WHAT IS REQUIRED: Exactly as written, quote every line that follows, skipping the images.

INFORMATION SHOWN:
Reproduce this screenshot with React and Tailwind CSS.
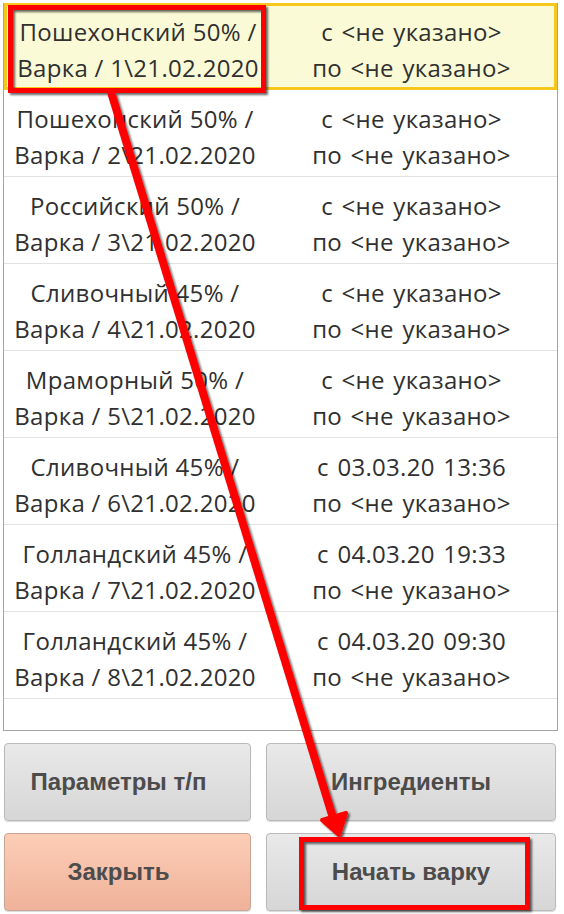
import { useState } from 'react'

const rows = [
    { name: 'Пошехонский 50% /', num: 1, from: '<не указано>', to: '<не указано>' },
    { name: 'Пошехонский 50% /', num: 2, from: '<не указано>', to: '<не указано>' },
    { name: 'Российский 50% /', num: 3, from: '<не указано>', to: '<не указано>' },
    { name: 'Сливочный 45% /', num: 4, from: '<не указано>', to: '<не указано>' },
    { name: 'Мраморный 50% /', num: 5, from: '<не указано>', to: '<не указано>' },
    { name: 'Сливочный 45% /', num: 6, from: '03.03.20 13:36', to: '<не указано>' },
    { name: 'Голландский 45% /', num: 7, from: '04.03.20 19:33', to: '<не указано>' },
    { name: 'Голландский 45% /', num: 8, from: '04.03.20 09:30', to: '<не указано>' },
]

function Row({ row, selected, onClick }) {
    return (
        <div onClick={onClick}
            className={`flex h-[87px] items-center pt-[7px] leading-[36px] ${selected ? 'bg-[#fafad6] border-[3px] border-[#f6c81e]' : 'border-b border-[#e3e3e3]'}`}>
            <div className='w-[262px] text-center tracking-[0.3px]'>
                <div>{row.name}</div>
                <div>Варка / {row.num}\21.02.2020</div>
            </div>
            <div className='flex-1 text-center tracking-[0.3px] [word-spacing:2px]'>
                <div>с {row.from}</div>
                <div>по {row.to}</div>
            </div>
        </div>
    )
}

function Btn({ children, peach, left }) {
    const bg = peach
        ? 'bg-gradient-to-b from-[#fdcdb6] to-[#efb29a] border-[#c9a595]'
        : 'bg-gradient-to-b from-[#e9e9e9] to-[#d6d6d6] border-[#b9b9b9]'
    return (
        <button className={`h-[78px] rounded-[4px] border ${bg} ${left ? 'pr-[18px]' : ''} font-bold text-[24px] text-[#4c4c4c] shadow-[0_1px_1px_rgba(0,0,0,0.15)]`}
            style={{ fontFamily: '"Liberation Sans", Arial, sans-serif' }}>
            {children}
        </button>
    )
}

export default function App() {
    const [selected, setSelected] = useState(0)

    return (
        <div className='relative w-[564px] h-[914px] bg-white overflow-hidden'
            style={{ fontFamily: '"Open Sans", "Noto Sans", sans-serif' }}>
            <div className='ml-[3px] mr-[6px] mt-[3px] h-[728px] border border-t-0 border-[#a3a3a3] text-[24px] text-[#303030]'>
                {rows.map((row, i) => (
                    <Row key={i} row={row} selected={selected === i} onClick={() => setSelected(i)} />
                ))}
            </div>

            <div className='grid grid-cols-[247px_290px] gap-x-[15px] gap-y-[12px] ml-[4px] mt-[12px]'>
                <Btn left>Параметры т/п</Btn>
                <Btn>Ингредиенты</Btn>
                <Btn peach left>Закрыть</Btn>
                <Btn>Начать варку</Btn>
            </div>

            {/* красные пометки поверх скрина */}
            <svg className='absolute inset-0 pointer-events-none' width='564' height='914'>
                <defs>
                    <filter id='sh' x='-10%' y='-10%' width='120%' height='120%'>
                        <feDropShadow dx='2' dy='2' stdDeviation='1.2' floodColor='#000' floodOpacity='0.6' />
                    </filter>
                </defs>
                <g filter='url(#sh)' fill='none' stroke='#ff0000'>
                    <rect x='10.5' y='7.5' width='253' height='83' strokeWidth='5' />
                    <rect x='301.5' y='839.5' width='226' height='68' strokeWidth='5' />
                    <line x1='111' y1='92' x2='333' y2='818' strokeWidth='8' />
                    <polygon points='339,835 322,820 346,813' fill='#ff0000' stroke='#ff0000' strokeWidth='4' strokeLinejoin='round' />
                </g>
            </svg>
        </div>
    )
}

EXERCISE RESPONSE:
Reproduce this screenshot with React and Tailwind CSS.
import { useState } from 'react'

const rows = [
    { name: 'Пошехонский 50% /', num: 1, from: '<не указано>', to: '<не указано>' },
    { name: 'Пошехонский 50% /', num: 2, from: '<не указано>', to: '<не указано>' },
    { name: 'Российский 50% /', num: 3, from: '<не указано>', to: '<не указано>' },
    { name: 'Сливочный 45% /', num: 4, from: '<не указано>', to: '<не указано>' },
    { name: 'Мраморный 50% /', num: 5, from: '<не указано>', to: '<не указано>' },
    { name: 'Сливочный 45% /', num: 6, from: '03.03.20 13:36', to: '<не указано>' },
    { name: 'Голландский 45% /', num: 7, from: '04.03.20 19:33', to: '<не указано>' },
    { name: 'Голландский 45% /', num: 8, from: '04.03.20 09:30', to: '<не указано>' },
]

function Row({ row, selected, onClick }) {
    return (
        <div onClick={onClick}
            className={`flex h-[87px] items-center pt-[7px] leading-[36px] ${selected ? 'bg-[#fafad6] border-[3px] border-[#f6c81e]' : 'border-b border-[#e3e3e3]'}`}>
            <div className='w-[262px] text-center tracking-[0.3px]'>
                <div>{row.name}</div>
                <div>Варка / {row.num}\21.02.2020</div>
            </div>
            <div className='flex-1 text-center tracking-[0.3px] [word-spacing:2px]'>
                <div>с {row.from}</div>
                <div>по {row.to}</div>
            </div>
        </div>
    )
}

function Btn({ children, peach, left }) {
    const bg = peach
        ? 'bg-gradient-to-b from-[#fdcdb6] to-[#efb29a] border-[#c9a595]'
        : 'bg-gradient-to-b from-[#e9e9e9] to-[#d6d6d6] border-[#b9b9b9]'
    return (
        <button className={`h-[78px] rounded-[4px] border ${bg} ${left ? 'pr-[18px]' : ''} font-bold text-[24px] text-[#4c4c4c] shadow-[0_1px_1px_rgba(0,0,0,0.15)]`}
            style={{ fontFamily: '"Liberation Sans", Arial, sans-serif' }}>
            {children}
        </button>
    )
}

export default function App() {
    const [selected, setSelected] = useState(0)

    return (
        <div className='relative w-[564px] h-[914px] bg-white overflow-hidden'
            style={{ fontFamily: '"Open Sans", "Noto Sans", sans-serif' }}>
            <div className='ml-[3px] mr-[6px] mt-[3px] h-[728px] border border-t-0 border-[#a3a3a3] text-[24px] text-[#303030]'>
                {rows.map((row, i) => (
                    <Row key={i} row={row} selected={selected === i} onClick={() => setSelected(i)} />
                ))}
            </div>

            <div className='grid grid-cols-[247px_290px] gap-x-[15px] gap-y-[12px] ml-[4px] mt-[12px]'>
                <Btn left>Параметры т/п</Btn>
                <Btn>Ингредиенты</Btn>
                <Btn peach left>Закрыть</Btn>
                <Btn>Начать варку</Btn>
            </div>

            {/* красные пометки поверх скрина */}
            <svg className='absolute inset-0 pointer-events-none' width='564' height='914'>
                <defs>
                    <filter id='sh' x='-10%' y='-10%' width='120%' height='120%'>
                        <feDropShadow dx='2' dy='2' stdDeviation='1.2' floodColor='#000' floodOpacity='0.6' />
                    </filter>
                </defs>
                <g filter='url(#sh)' fill='none' stroke='#ff0000'>
                    <rect x='10.5' y='7.5' width='253' height='83' strokeWidth='5' />
                    <rect x='301.5' y='839.5' width='226' height='68' strokeWidth='5' />
                    <line x1='111' y1='92' x2='333' y2='818' strokeWidth='8' />
                    <polygon points='339,835 322,820 346,813' fill='#ff0000' stroke='#ff0000' strokeWidth='4' strokeLinejoin='round' />
                </g>
            </svg>
        </div>
    )
}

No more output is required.